I am also getting very tired of going into the Editor and taking all that time changing values (because Sid got them wrong) for units, resources, and so much more, in various mods. There are also aspects of the game that cannot be changed in the Editor;
hell, I can't even create scenarios as I could in Civ II!! :mad:
 
Originally posted by Cerberus


Really? :crazyeyes

Civ II was less historically innaccurate and illogical than Civ III.

Sid should have called Civ III "Fantasyworld" and just made up fantasy units then.

Civ III is rife with illogical and unit actions that make a mockery of History. The inability of bombers to sink any warship is ridiculous. That's one example of many.

For you Fantasy fans, Civ III might be acceptable.

For those who expected MORE of a realistic depiction/simulation of actual combat than was in Civ II, this latest version is a flop.

I am also getting very tired of going into the Editor and taking all that time changing values (because Sid got them wrong) for units, resources, and so much more, in various mods. There are also aspects of the game that cannot be changed in the Editor;
hell, I can't even create scenarios as I could in Civ II!! :mad:

Just wondering why you play this game if you hate it so much. Seems like every post you mention what a joke and disaster this game is. Maybe you should just switch to a game more your liking.
 
And maybe you should should answer his question instead of attacking him personally. If you can.

There are threads from various people all over these forums with complaints about the game.

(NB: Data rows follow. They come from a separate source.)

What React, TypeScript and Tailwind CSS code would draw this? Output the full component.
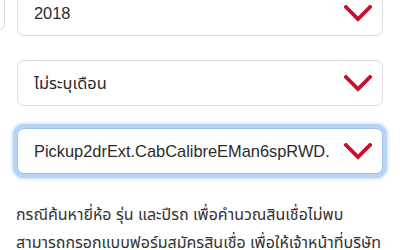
import React from 'react';

const font = { fontFamily: '"Liberation Sans", "Noto Sans", "Noto Sans Thai", sans-serif' };

function Chevron() {
  return (
    <svg width="28" height="17" viewBox="0 0 28 17" className="shrink-0">
      <polyline
        points="2,2 14,14 26,2"
        fill="none"
        stroke="#c8102e"
        strokeWidth="3.8"
        strokeLinecap="square"
      />
    </svg>
  );
}

function Select({ value, focused = false }: { value: string; focused?: boolean }) {
  return (
    <div
      className={`flex h-[46px] min-w-0 items-center justify-between gap-1 rounded-[7px] border bg-white pl-[16px] pr-[10px] ${
        focused
          ? 'border-[#9cc3ef] shadow-[0_0_0_4px_#b6d4f7,0_0_3px_5px_rgba(160,200,245,0.6)]'
          : 'border-[#dcdcdc]'
      }`}
    >
      <span className="min-w-0 overflow-hidden whitespace-nowrap text-[16.4px] text-[#2b2b2b]">{value}</span>
      <Chevron />
    </div>
  );
}

export default function App() {
  return (
    <div className="h-[250px] w-[400px] overflow-hidden bg-white" style={font}>
      <div className="-mt-[10px] flex">
        {/* previous field, cut off at the left edge */}
        <div className="-ml-[35px] h-[40px] w-[40px] shrink-0 rounded-[6px] border border-[#dcdcdc]" />
        <div className="ml-[12px] mr-[17px] flex min-w-0 flex-1 flex-col gap-[24px]">
          <Select value="2018" />
          <Select value="ไม่ระบุเดือน" />
          <div className="-mt-[2px]">
            <Select value="Pickup2drExt.CabCalibreEMan6spRWD." focused />
          </div>
        </div>
      </div>
      <p className="mt-[27px] px-[16px] text-[16px] leading-[28px] text-[#333]">
        กรณีค้นหายี่ห้อ รุ่น และปีรถ เพื่อคำนวณสินเชื่อไม่พบ
        <br />
        สามารถกรอกแบบฟอร์มสมัครสินเชื่อ เพื่อให้เจ้าหน้าที่บริษัท
      </p>
    </div>
  );
}
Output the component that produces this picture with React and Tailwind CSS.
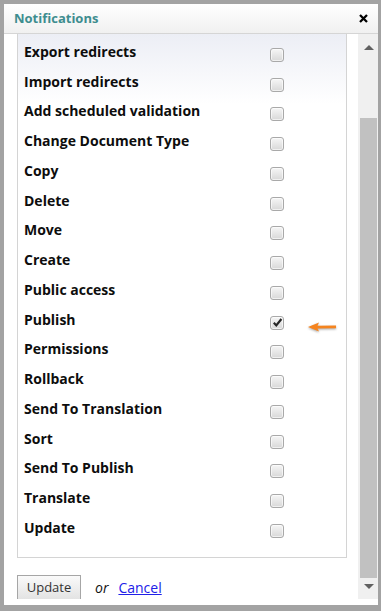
const permissions = [
  "Export redirects",
  "Import redirects",
  "Add scheduled validation",
  "Change Document Type",
  "Copy",
  "Delete",
  "Move",
  "Create",
  "Public access",
  "Publish",
  "Permissions",
  "Rollback",
  "Send To Translation",
  "Sort",
  "Send To Publish",
  "Translate",
  "Update",
];

function Checkbox({ checked }) {
  return (
    <span className="mt-[6px] flex h-[14px] w-[14px] shrink-0 items-center justify-center rounded-[3px] border border-[#a9a9a9] bg-linear-to-b from-[#f6f6f6] to-[#d8d8d8] shadow-[inset_0_0_0_1px_rgba(255,255,255,0.6)]">
      {checked && (
        <svg width="11" height="11" viewBox="0 0 11 11">
          <path d="M1.8 5.8 L4.3 8.4 L9.4 2" fill="none" stroke="#262626" strokeWidth="2.2" />
        </svg>
      )}
    </span>
  );
}

function Arrow() {
  return (
    <svg width="28" height="12" viewBox="0 0 28 12" className="ml-[24px] mt-[14px] drop-shadow-[0_1px_1px_rgba(0,0,0,0.35)]">
      <path d="M0 6 L11 1.5 L9.5 4.8 L28 4.6 L28 7.2 L9.5 7.4 L11 10.5 Z" fill="#f5841f" />
    </svg>
  );
}

function Triangle({ down }) {
  return (
    <svg width="10" height="5" viewBox="0 0 10 5">
      <path d={down ? "M0 0 L10 0 L5 5 Z" : "M5 0 L10 5 L0 5 Z"} fill="#616161" />
    </svg>
  );
}

export default function App() {
  return (
    <div className="h-[611px] w-[381px] bg-[#a3a3a3] pt-[4px] pl-[4px] pr-[3px] pb-[6px] font-['Open_Sans',sans-serif]">
      <div className="flex h-full flex-col bg-white">
        <div className="flex h-[30px] shrink-0 items-center justify-between border-b border-[#d5d5d5] bg-linear-to-b from-white to-[#f0f0f0] px-[10px]">
          <span className="text-[13px] font-bold text-[#3e8d8f]">Notifications</span>
          <svg width="9" height="9" viewBox="0 0 9 9">
            <path d="M1 1 L8 8 M8 1 L1 8" stroke="#000" strokeWidth="2.3" />
          </svg>
        </div>

        <div className="flex h-[565px] shrink-0">
          <div className="flex-1 overflow-hidden pl-[13px] pr-[11px]">
            <div className="border-x border-b border-[#d4d4d4] bg-[linear-gradient(to_bottom,#eceef5,#ffffff_70px)] pt-[3px] pb-[14px]">
              {permissions.map((name) => (
                <div key={name} className="flex h-[29.75px] items-center pl-[6px]">
                  <span className="w-[246px] shrink-0 text-[14px] font-bold leading-none text-[#0d0d0d]">{name}</span>
                  <Checkbox checked={name === "Publish"} />
                  {name === "Publish" && <Arrow />}
                </div>
              ))}
            </div>

            <div className="mt-[17px] flex items-center">
              <button className="h-[26px] w-[64px] border border-[#a6a6a6] bg-linear-to-b from-[#fafafa] to-[#e2e2e2] text-[13px] text-[#333]">
                Update
              </button>
              <span className="ml-[14px] text-[14px] italic text-[#111]">or</span>
              <a href="#" className="ml-[10px] text-[14px] text-[#2020e8] underline">
                Cancel
              </a>
            </div>
          </div>

          <div className="flex w-[20px] shrink-0 flex-col bg-[#f0f0f0]">
            <div className="flex h-[27px] items-center justify-center pl-[1px]">
              <Triangle />
            </div>
            <div className="h-[57px]" />
            <div className="ml-[2px] h-[460px] w-[17px] bg-[#c1c1c1]" />
            <div className="flex flex-1 justify-center pt-[6px] pl-[1px]">
              <Triangle down />
            </div>
          </div>
        </div>
      </div>
    </div>
  );
}
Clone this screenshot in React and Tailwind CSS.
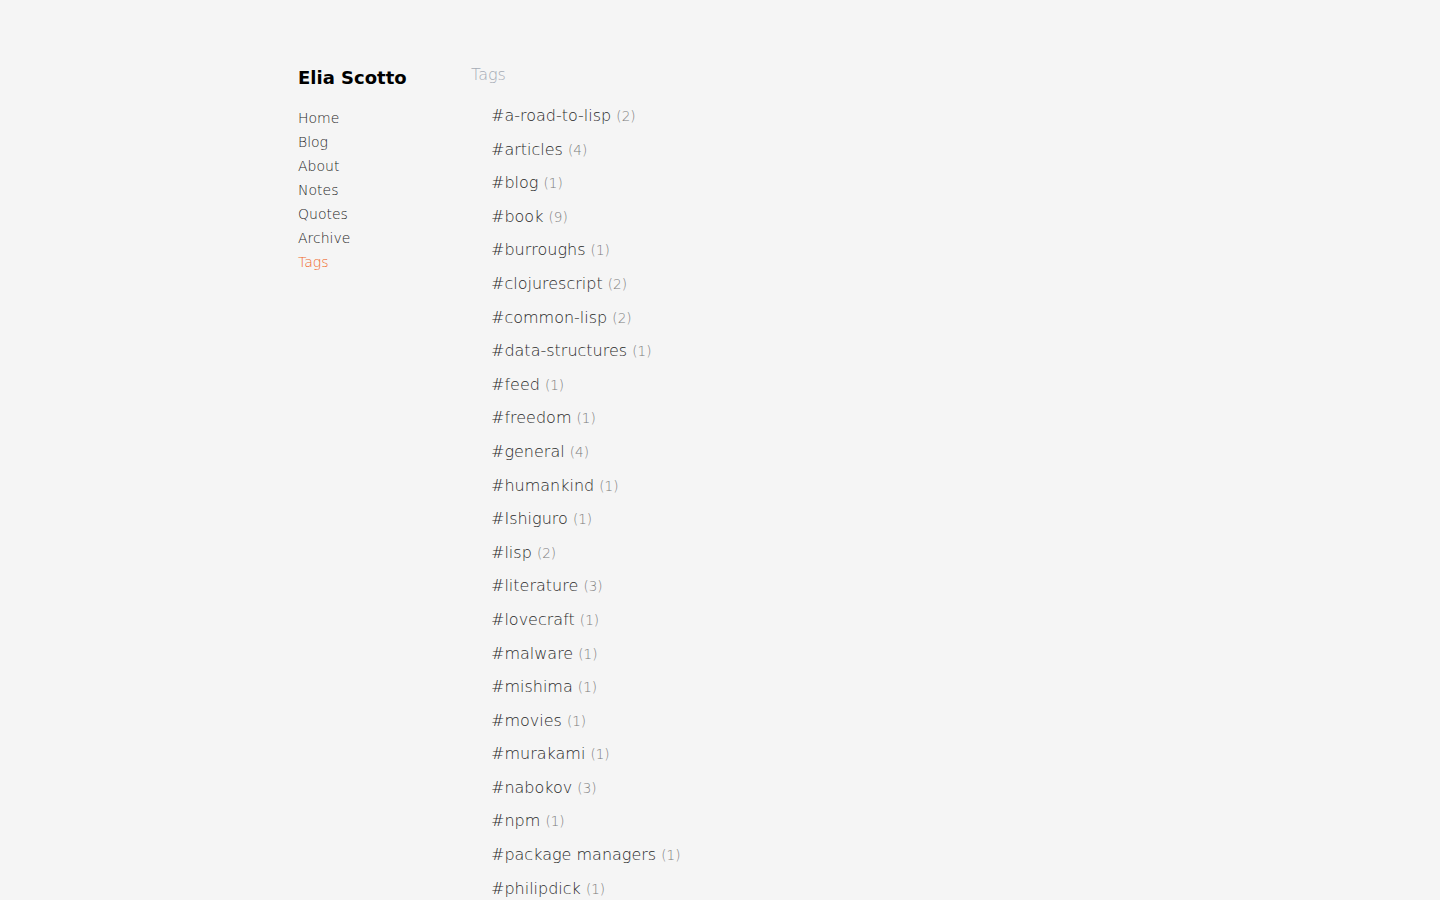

And the complaints are justified.
 
But as for iron, I can't think of a single time in History a war was began just because one civ had iron and the other

Actually, the Trojan War was about getting trees to burn fire to make iron( Do you really think some god gave some girl to some guy;) ) Troy controlled the waterways from the Black Sea and the poor Greeks had not enough burning fuel.
 
I think the scarce resources are terrific. They force you to think, to adjust, to adapt. Sometimes you can trade for a resource. Sometimes you have to fight for it. I love it.